SET TASK
Without the pictures, retype exactly the lines from the top of the entries below through the line that contains "import React from".

Collection entries
- - - - - - -

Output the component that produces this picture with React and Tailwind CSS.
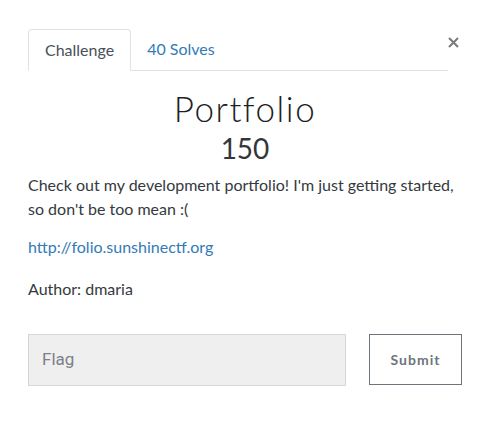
import React from "react";

const App = () => {
  return (
    <div className="w-[490px] h-[430px] bg-white font-['Lato',sans-serif] text-[#212529]">
      <div className="px-[28px] pt-[29px]">
        {/* Tabs */}
        <div className="flex items-start">
          <div className="flex w-[420px] border-b border-[#dee2e6]">
            <div className="px-4 py-2 -mb-px border border-[#dee2e6] border-b-white rounded-t-[4px] bg-white text-[16px] leading-6 text-[#495057]">
              Challenge
            </div>
            <div className="px-4 py-2 text-[16px] leading-6 text-[#337ab7]">40 Solves</div>
          </div>
          <button className="mt-[7px] -ml-px w-[12px] h-[12px] flex items-center justify-center text-[#7a7a7a]">
            <svg width="11" height="11" viewBox="0 0 11 11" fill="none">
              <path d="M1 1 L10 10 M10 1 L1 10" stroke="currentColor" strokeWidth="2" />
            </svg>
          </button>
        </div>

        {/* Title */}
        <h2 className="mt-[15px] text-center font-light text-[35px] leading-[44px] tracking-[1.5px] text-[#1e2124]">Portfolio</h2>
        <h3 className="text-center text-[28px] leading-[36px] font-normal text-[#33373b]">150</h3>

        {/* Description */}
        <div className="mt-[7px] text-[16px] leading-[24px] text-[#343a40]">
          <p>Check out my development portfolio! I'm just getting started, so don't be too mean :(</p>
          <p className="mt-[14px] text-[#337ab7]">http://folio.sunshinectf.org</p>
          <p className="mt-[18px]">Author: dmaria</p>
        </div>

        {/* Flag form */}
        <div className="mt-[33px] flex items-start">
          <div className="w-[318px] h-[52px] border border-[#d5d6da] bg-[#efefef] flex items-center px-[13px] text-[17px] text-[#7b8088] font-['Roboto',sans-serif]">
            Flag
          </div>
          <button className="ml-[23px] w-[93px] h-[51px] border border-[#6c757d] bg-white text-[14px] font-bold tracking-[1px] text-[#6c757d]">
            Submit
          </button>
        </div>
      </div>
    </div>
  );
};

export default App;
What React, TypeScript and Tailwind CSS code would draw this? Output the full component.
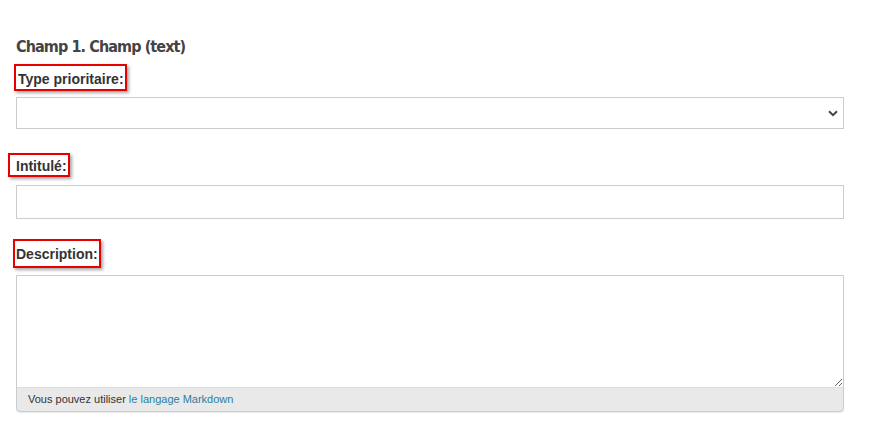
import type { ReactNode } from 'react'

function Marked({ children, box }: { children: ReactNode; box: string }) {
  return (
    <label className="relative inline-block text-[14px] font-bold leading-[18px] text-[#333]">
      <span
        className={`pointer-events-none absolute border-2 border-[#e60000] shadow-[2px_2px_3px_rgba(0,0,0,0.35)] ${box}`}
      />
      {children}
    </label>
  )
}

export default function App() {
  return (
    <div
      className="min-h-[447px] bg-white pl-4 pr-[36px] pt-[36px]"
      style={{ fontFamily: '"Liberation Sans", Arial, sans-serif' }}
    >
      <h3
        className="text-[16px] font-bold leading-[22px] tracking-[-0.9px] text-[#444]"
        style={{ fontFamily: '"DejaVu Sans Condensed", sans-serif' }}
      >
        Champ 1. Champ (text)
      </h3>

      <div className="mt-[9px] pl-[2px]">
        <Marked box="-left-[4px] -right-[3px] -top-[6px] -bottom-[3px]">Type prioritaire:</Marked>
      </div>
      <div className="relative mt-[6px] h-[32px] border border-[#ccc] bg-white">
        <svg
          className="absolute right-[5px] top-[12px]"
          width="10"
          height="7"
          viewBox="0 0 10 7"
        >
          <path d="M1 1.2 L5 5.2 L9 1.2" fill="none" stroke="#444" strokeWidth="2" />
        </svg>
      </div>

      <div className="mt-[25px]">
        <Marked box="-left-[8px] -right-[3px] -top-[4px] -bottom-[2px]">Intitulé:</Marked>
      </div>
      <div className="mt-[7px] h-[34px] border border-[#ccc] bg-white" />

      <div className="mt-[23px]">
        <Marked box="-left-[3px] -right-[3px] -top-[6px] -bottom-[5px]">Description:</Marked>
      </div>
      <div className="mt-[9px] rounded-b-sm border border-[#ccc] bg-[#e9e9e9] shadow-[0_1px_1px_rgba(0,0,0,0.08)]">
        <textarea className="block h-[112px] w-full resize-y border-0 border-b border-[#ddd] bg-white outline-none" />
        <div className="flex h-[23px] items-center pl-[11px] text-[11px] text-[#333]">
          <span>Vous pouvez utiliser</span>
          <span className="ml-[3px] text-[#2a7f9f]">le langage Markdown</span>
        </div>
      </div>
    </div>
  )
}
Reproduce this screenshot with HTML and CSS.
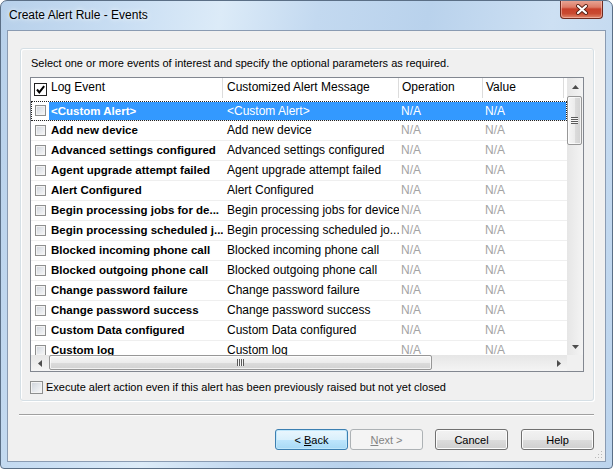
FILE: index.html
```html
<!DOCTYPE html>
<html lang="en">
<head>
<meta charset="UTF-8">
<title>Create Alert Rule - Events</title>
<link rel="stylesheet" href="styles.css">
</head>
<body>

<div class="window">
  <div class="titlebar">
    <span class="title">Create Alert Rule - Events</span>
    <div class="close-btn">
      <svg width="14" height="11" viewBox="0 0 14 11">
        <path d="M3 2 L11 9 M11 2 L3 9" stroke="#5a2418" stroke-width="4" stroke-linecap="round"/>
        <path d="M3 2 L11 9 M11 2 L3 9" stroke="#fff" stroke-width="2.2" stroke-linecap="round"/>
      </svg>
    </div>
  </div>

  <div class="client">
    <div class="group">
      <p class="intro">Select one or more events of interest and specify the optional parameters as required.</p>

      <div class="listview">
        <div class="lv-main">
          <div class="lv-area">
            <div class="lv-header">
              <div class="h0"><span class="cb-checked">
                <svg width="11" height="11" viewBox="0 0 11 11"><path d="M2 5.5 L4.3 8.3 L9.2 2.2" fill="none" stroke="#000" stroke-width="2"/></svg>
              </span></div>
              <div class="hcell h1">Log Event</div>
              <div class="hcell h2">Customized Alert Message</div>
              <div class="hcell h3">Operation</div>
              <div class="hcell h4">Value</div>
            </div>

            <div class="lv-rows">
              <div class="row sel">
                <div class="c0"><span class="cb"></span></div>
                <div class="cells"><div class="c1">&lt;Custom Alert&gt;</div><div class="c2">&lt;Custom Alert&gt;</div><div class="c3">N/A</div><div class="c4">N/A</div></div>
              </div>
              <div class="row">
                <div class="c0"><span class="cb"></span></div>
                <div class="cells"><div class="c1">Add new device</div><div class="c2">Add new device</div><div class="c3">N/A</div><div class="c4">N/A</div></div>
              </div>
              <div class="row">
                <div class="c0"><span class="cb"></span></div>
                <div class="cells"><div class="c1">Advanced settings configured</div><div class="c2">Advanced settings configured</div><div class="c3">N/A</div><div class="c4">N/A</div></div>
              </div>
              <div class="row">
                <div class="c0"><span class="cb"></span></div>
                <div class="cells"><div class="c1">Agent upgrade attempt failed</div><div class="c2">Agent upgrade attempt failed</div><div class="c3">N/A</div><div class="c4">N/A</div></div>
              </div>
              <div class="row">
                <div class="c0"><span class="cb"></span></div>
                <div class="cells"><div class="c1">Alert Configured</div><div class="c2">Alert Configured</div><div class="c3">N/A</div><div class="c4">N/A</div></div>
              </div>
              <div class="row">
                <div class="c0"><span class="cb"></span></div>
                <div class="cells"><div class="c1">Begin processing jobs for de...</div><div class="c2">Begin processing jobs for device</div><div class="c3">N/A</div><div class="c4">N/A</div></div>
              </div>
              <div class="row">
                <div class="c0"><span class="cb"></span></div>
                <div class="cells"><div class="c1">Begin processing scheduled j...</div><div class="c2">Begin processing scheduled jo...</div><div class="c3">N/A</div><div class="c4">N/A</div></div>
              </div>
              <div class="row">
                <div class="c0"><span class="cb"></span></div>
                <div class="cells"><div class="c1">Blocked incoming phone call</div><div class="c2">Blocked incoming phone call</div><div class="c3">N/A</div><div class="c4">N/A</div></div>
              </div>
              <div class="row">
                <div class="c0"><span class="cb"></span></div>
                <div class="cells"><div class="c1">Blocked outgoing phone call</div><div class="c2">Blocked outgoing phone call</div><div class="c3">N/A</div><div class="c4">N/A</div></div>
              </div>
              <div class="row">
                <div class="c0"><span class="cb"></span></div>
                <div class="cells"><div class="c1">Change password failure</div><div class="c2">Change password failure</div><div class="c3">N/A</div><div class="c4">N/A</div></div>
              </div>
              <div class="row">
                <div class="c0"><span class="cb"></span></div>
                <div class="cells"><div class="c1">Change password success</div><div class="c2">Change password success</div><div class="c3">N/A</div><div class="c4">N/A</div></div>
              </div>
              <div class="row">
                <div class="c0"><span class="cb"></span></div>
                <div class="cells"><div class="c1">Custom Data configured</div><div class="c2">Custom Data configured</div><div class="c3">N/A</div><div class="c4">N/A</div></div>
              </div>
              <div class="row">
                <div class="c0"><span class="cb"></span></div>
                <div class="cells"><div class="c1">Custom log</div><div class="c2">Custom log</div><div class="c3">N/A</div><div class="c4">N/A</div></div>
              </div>
            </div>
          </div>

          <div class="vscroll">
            <div class="sb-btn"><svg width="7" height="4" viewBox="0 0 7 4"><path d="M3.5 0 L7 4 L0 4 Z" fill="#4d4d4d"/></svg></div>
            <div class="sb-track">
              <div class="vthumb">
                <span class="vgrip"></span>
              </div>
            </div>
            <div class="sb-btn"><svg width="7" height="4" viewBox="0 0 7 4"><path d="M0 0 L7 0 L3.5 4 Z" fill="#4d4d4d"/></svg></div>
          </div>
        </div>

        <div class="lv-bottom">
          <div class="hscroll">
            <div class="sb-btn h"><svg width="4" height="7" viewBox="0 0 4 7"><path d="M0 3.5 L4 0 L4 7 Z" fill="#4d4d4d"/></svg></div>
            <div class="sb-track h">
              <div class="hthumb"><span class="hgrip"></span></div>
            </div>
            <div class="sb-btn h"><svg width="4" height="7" viewBox="0 0 4 7"><path d="M0 0 L4 3.5 L0 7 Z" fill="#4d4d4d"/></svg></div>
          </div>
          <div class="corner"></div>
        </div>
      </div>

      <label class="option"><span class="cb big"></span>Execute alert action even if this alert has been previously raised but not yet closed</label>
    </div>

    <div class="separator"></div>

    <div class="buttons">
      <button class="btn default">&lt; <u>B</u>ack</button>
      <button class="btn disabled"><u>N</u>ext &gt;</button>
      <button class="btn cancel">Cancel</button>
      <button class="btn">Help</button>
    </div>

    <svg class="grip" width="9" height="9" viewBox="0 0 9 9">
      <rect x="7" y="1" width="1" height="1" fill="#b8b8b8"/>
      <rect x="4" y="4" width="1" height="1" fill="#b8b8b8"/>
      <rect x="7" y="4" width="1" height="1" fill="#b8b8b8"/>
      <rect x="1" y="7" width="1" height="1" fill="#b8b8b8"/>
      <rect x="4" y="7" width="1" height="1" fill="#b8b8b8"/>
      <rect x="7" y="7" width="1" height="1" fill="#b8b8b8"/>
    </svg>
  </div>
</div>

</body>
</html>
```

FILE: styles.css
```css
* {
  box-sizing: border-box;
}
body {
  margin: 0;
  font-family: "Liberation Sans", Arial, sans-serif;
  font-size: 12px;
  color: #000;
  background: #fff;
}
.window {
  width: 613px;
  height: 469px;
  border: 1px solid #5b6f86;
  border-radius: 7px 7px 4px 4px;
  background: linear-gradient(100deg, #b7d0ea 0%, #c9def3 18%, #dcebf8 32%, #c3d9f0 46%, #b9d2ec 62%, #cde0f3 80%, #bcd4ed 100%);
  display: flex;
  flex-direction: column;
  overflow: hidden;
}
.titlebar {
  height: 29px;
  display: flex;
  justify-content: space-between;
  align-items: flex-start;
  padding: 0 9px 0 8px;
}
.title {
  line-height: 29px;
  text-shadow: 0 0 6px #eef5fc, 0 0 3px #eef5fc;
}
.close-btn {
  width: 43px;
  height: 19px;
  margin-top: -1px;
  border: 1px solid #6e2a1f;
  border-top: none;
  border-radius: 0 0 4px 4px;
  background: linear-gradient(#e9a999 0%, #dd7b66 40%, #c8402a 50%, #c94a31 75%, #e0866b 100%);
  box-shadow: inset 0 0 0 1px rgba(255, 210, 200, 0.5);
  display: flex;
  align-items: center;
  justify-content: center;
}

/* client area */
.client {
  flex: 1;
  margin: 0 6px 6px;
  border: 1px solid #8a9bb2;
  background: #f0f0f0;
  position: relative;
  display: flex;
  flex-direction: column;
}
.group {
  margin: 17px 11px 0 12px;
  padding: 7px 9px 5px;
  border: 1px solid #d5dfe5;
  border-radius: 3px;
  box-shadow: inset 1px 1px 0 #fff, 1px 1px 0 #fff;
}
.intro {
  margin: 0 0 6px 1px;
  line-height: 15px;
  font-size: 11px;
}

/* list view */
.listview {
  height: 295px;
  border: 1px solid #828790;
  background: #fff;
  display: flex;
  flex-direction: column;
}
.lv-main {
  flex: 1;
  display: flex;
  min-height: 0;
}
.lv-area {
  flex: 1;
  overflow: hidden;
}
.lv-header {
  height: 23px;
  display: flex;
  align-items: flex-start;
}
.h0 {
  width: 18px;
  height: 23px;
  padding-left: 3px;
  display: flex;
  align-items: center;
}
.hcell {
  height: 20px;
  line-height: 19px;
  border-right: 1px solid #dcdcdc;
  white-space: nowrap;
  overflow: hidden;
}
.h1 { width: 174px; padding-left: 2px; }
.h2 { width: 176px; padding-left: 4px; }
.h3 { width: 84px; padding-left: 3px; }
.h4 { width: 81px; padding-left: 3px; }

.lv-rows {
  height: 254px;
  overflow: hidden;
}
.row {
  display: flex;
  height: 20px;
  border-bottom: 1px solid #efefef;
}
.c0 {
  width: 18px;
  padding-left: 4px;
  display: flex;
  align-items: center;
}
.cells {
  flex: 1;
  display: flex;
  line-height: 19px;
  white-space: nowrap;
}
.cells div {
  overflow: hidden;
}
.c1 { width: 174px; padding-left: 2px; font-weight: bold; font-size: 11.5px; }
.c2 { width: 176px; padding-left: 4px; }
.c3 { width: 84px; padding-left: 2px; color: #a3a3a3; }
.c4 { width: 81px; padding-left: 2px; color: #a3a3a3; }

.row.sel {
  outline: 1px dotted #222;
  outline-offset: -1px;
}
.row.sel .cells {
  background: #3399ff;
  color: #fff;
  margin: 1px 1px 0 0;
  line-height: 18px;
}
.row.sel .cells div {
  color: #fff;
}

/* checkboxes */
.cb {
  width: 11px;
  height: 11px;
  border: 1px solid #8e8f8f;
  background: linear-gradient(135deg, #cdd2d9 0%, #e4e7eb 50%, #f8f8f8 100%);
  box-shadow: inset 0 0 0 1px #f3f3f3;
  display: inline-block;
}
.cb.big {
  width: 13px;
  height: 13px;
}
.cb-checked {
  width: 13px;
  height: 13px;
  border: 1px solid #222;
  background: #fff;
  display: flex;
  align-items: center;
  justify-content: center;
}

/* scrollbars */
.vscroll {
  width: 16px;
  display: flex;
  flex-direction: column;
  background: linear-gradient(to right, #e6e6e6, #f4f4f4);
}
.sb-btn {
  height: 17px;
  display: flex;
  align-items: center;
  justify-content: center;
}
.sb-btn.h {
  width: 17px;
  height: auto;
}
.sb-track {
  flex: 1;
}
.vthumb {
  width: 15px;
  height: 49px;
  margin-top: 1px;
  border: 1px solid #979797;
  border-radius: 2px;
  background: linear-gradient(to right, #f6f6f6 0%, #ececec 50%, #dcdcdc 51%, #d2d2d2 100%);
  box-shadow: inset 0 0 0 1px rgba(255, 255, 255, 0.7);
  display: flex;
  align-items: center;
  justify-content: center;
}
.vgrip {
  width: 7px;
  height: 7px;
  background: repeating-linear-gradient(#5a5a5a 0 1px, #f6f6f6 1px 2px);
}
.lv-bottom {
  height: 16px;
  display: flex;
}
.hscroll {
  flex: 1;
  display: flex;
  background: linear-gradient(#e6e6e6, #f4f4f4);
}
.sb-track.h {
  display: flex;
}
.hthumb {
  width: 383px;
  height: 15px;
  margin-left: 1px;
  border: 1px solid #979797;
  border-radius: 2px;
  background: linear-gradient(#f6f6f6 0%, #ececec 50%, #dcdcdc 51%, #d2d2d2 100%);
  box-shadow: inset 0 0 0 1px rgba(255, 255, 255, 0.7);
  display: flex;
  align-items: center;
  justify-content: center;
}
.hgrip {
  width: 7px;
  height: 7px;
  background: repeating-linear-gradient(to right, #5a5a5a 0 1px, #f6f6f6 1px 2px);
}
.corner {
  width: 16px;
  background: #f0f0f0;
}

.option {
  margin-top: 8px;
  height: 15px;
  line-height: 15px;
  font-size: 11px;
  display: flex;
  align-items: center;
  gap: 3px;
}

.separator {
  margin: 13px 11px 0 11px;
  border-top: 1px solid #a0a0a0;
  border-bottom: 1px solid #fff;
}

/* buttons */
.buttons {
  display: flex;
  justify-content: flex-end;
  margin-top: 13px;
  padding-right: 11px;
}
.btn {
  width: 73px;
  height: 21px;
  padding: 0;
  font-family: inherit;
  font-size: 11px;
  color: #000;
  border: 1px solid #707070;
  border-radius: 3px;
  background: linear-gradient(#f2f2f2 0%, #ebebeb 50%, #dddddd 51%, #cfcfcf 100%);
  box-shadow: inset 0 0 0 1px #fcfcfc;
}
.btn.default {
  margin-right: 2px;
  border-color: #3c7fb1;
  background: linear-gradient(#eaf6fd 0%, #d9f0fc 50%, #bee6fd 51%, #a7d9f5 100%);
  box-shadow: inset 0 0 0 1px #c0e7fb;
}
.btn.disabled {
  margin-right: 12px;
  color: #838383;
  border-color: #adb2b5;
  background: #f4f4f4;
  box-shadow: none;
}
.btn.cancel {
  margin-right: 13px;
}

.grip {
  position: absolute;
  right: 2px;
  bottom: 2px;
}
```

- - - - - - -

FINISHED ANSWER
Output the component that produces this picture with React and Tailwind CSS.
import React from "react";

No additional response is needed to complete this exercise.